Tonight (or Tuesday morning if you prefer) on 90.7 fm KBOO, online at kboo.fm, from midnight to 3am.  You may think, does Jean really deserve three hours?  She does!  She really does.

Sunday, January 03, 2021

Preface To Jean's Show: Don't Know Nobody Named Jean

It's true.  I don't know anyone named Jean.  Certainly the only "Jean" that shows up in my Facebook friend search - & can we just acknowledge how weird it is that you can "search" your "friends"? - is someone I haven't spoken to in well over a decade & I'm certain she no longer looks at Facebook.  She might even have forgotten her password.  Anyway, I'm not sure it's her real name - she's using Jean as her last name but perhaps it's actually her real middle name.  The point is, I'm not sure if I reached out to her I'd actually get a response.

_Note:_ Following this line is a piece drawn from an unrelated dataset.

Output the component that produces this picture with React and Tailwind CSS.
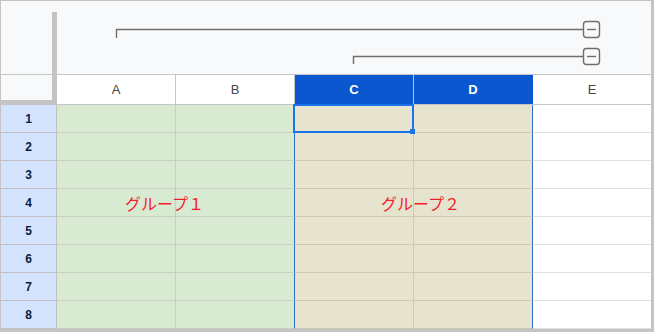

There was a time when there were two sort-of Jeans in my life.  My sister Pat's husband - he's a widower now - his mother was named Jeanette, but she's not been with us for a while.  & he now longer speaks to me.  So I couldn't ask him to talk about his mother, who seemed to be a very nice person.  I can see her face even now.  She had a lovely smile.

& the ex-wife of one of my brothers has a sister named Jeannie.  I thought about asking her - we're friends on Facebook - to inquire if her sister might like to talk on the show, but I somehow thought she'd either say no, or her sister would say no, or it would just be too weird for either of them.  I haven't spoken to that Jeannie since - this is absolutely true - the fall of 1988, when she gave me a ride to Dallas from Austin for I think Thanksgiving.  She was living on the Gulf Coast at the time & was swinging through Austin for some reason.  It seemed like a nice drive.  But we didn't speak again.  & I guess my brother & her sister were divorced soon after, so there weren't any family gatherings at which to see her.

& that's it!  So why do a radio show about anyone named Jean?  I suppose I can answer that tomorrow, even though you know what the answer is & shouldn't even ask that question anymore.

Post Script: I will talk to three people with some form of the name Jean on the show, though.